Three insights arise from this document and the comments that follow it, which in turn suggest how to go about R&D time tracking with scientists:
what works best, a stick or carrot approach? While a stick may work in some circumstances—"turn in your timesheets, or forfeit your next paycheck"—the tone of the entry and comments suggest you don't want to trigger a "fight or flight" response in a researcher's mind. The carrot seems more likely to produce the desired results (accurate time tracking) in a sustainable fashion, so we would suggest you articulate the imperatives of R&D time tracking in a way that is meaningful to a scientist, and his or her collective (and even individual) professional needs and aspirations. In plain English: make it clear what's in it for them, which leads us to the other two points.
is research work quantifiable? As the blog writer clearly states, at the end of the day she gets measured by her output. The ability to correlate that output with a time input—however estimated—is a privilege many professions don't enjoy. Science being the bastion of the autonomous mind (freedom), you would think it's an easy sell: would you rather create a record of where you spend your efforts, or have someone else (mis)represent it for you? Or even: the beauty of the timesheet is that each individual has the freedom to quantify his or her accountability (which takes us right back to the intriguing title of the blog entry).
what is "billable" time in research? The blog writer speaks about the difficulty of assessing where "work" time begins and ends.
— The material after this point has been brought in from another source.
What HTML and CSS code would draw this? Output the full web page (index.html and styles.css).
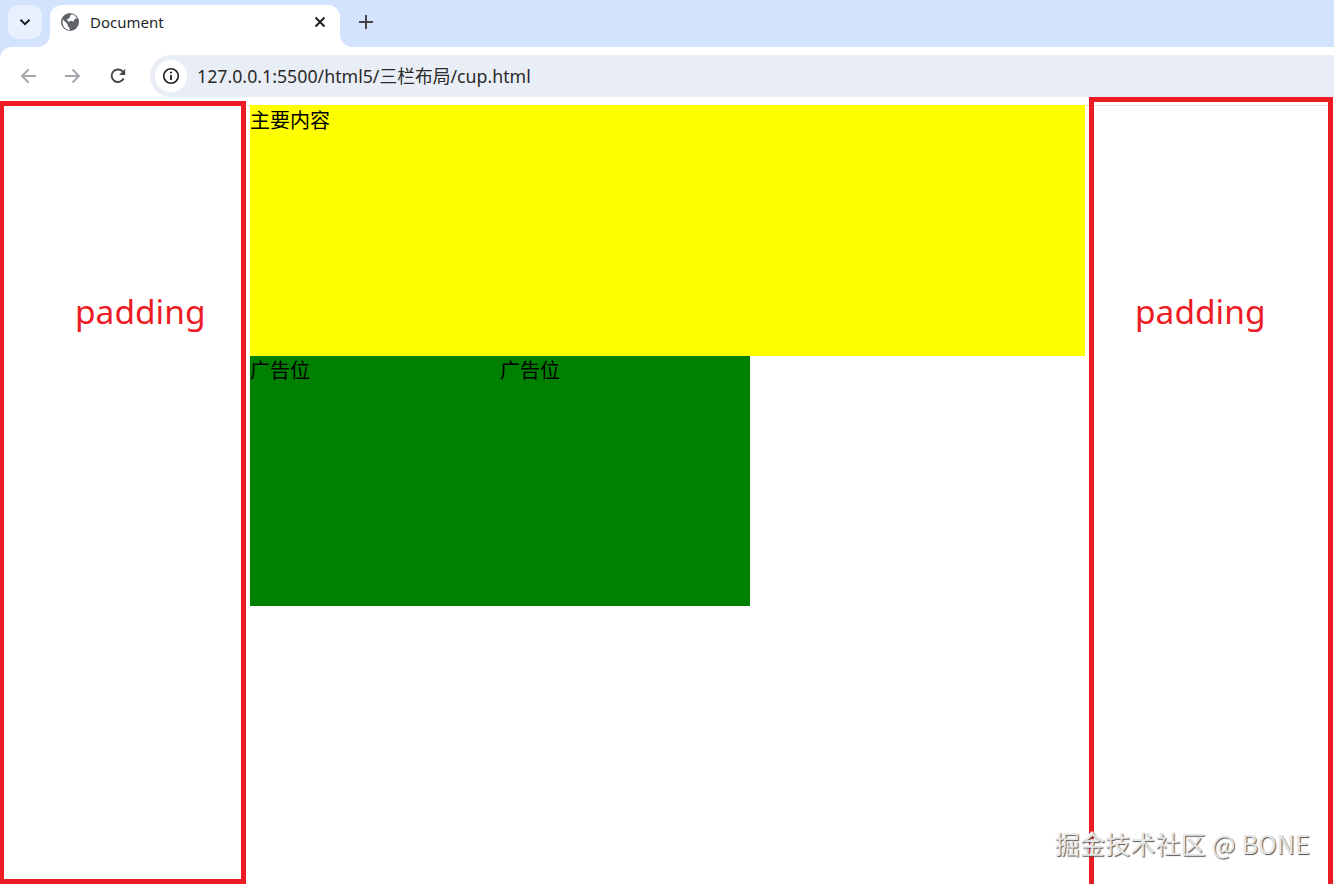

She mentions the thinking and reading time spent outside the work environment, and wonders how to treat it. In and of itself, that's a ripe topic for research.
Neuroscience indicates that not only is it during downtime that our brains are sufficiently relaxed to facilitate new synaptic connections, but that some of that productive downtime is sleep time. That is definitely "quality time" for research, but it could take us into complex arguments about what the working week consists of in terms of hours, what one's contract states, etc.
The first point we can make here is that there are two ways to quantify time: in absolute or relative terms. It is likely more fruitful for a scientific mind to think of time in relative terms (i.e., in percentage of total "thinking & working") as opposed to hours and fractions thereof. Then, if required, convert back to hours based on the contracted time—or use software that can do that automatically.
But that's just mitigating the scientist's discomfort. What's really in it for them? The possibility of assessing—mid- and long-term—what works, what it takes and, if they're clever, some insight on why some things work and others don't —though timesheets will bare no claim to this latter discovery. Science is a volley between exploration and experimentation, and having a statistical account of where all that precious, non-recyclable resource we call time goes is a valuable asset for any scientist's career.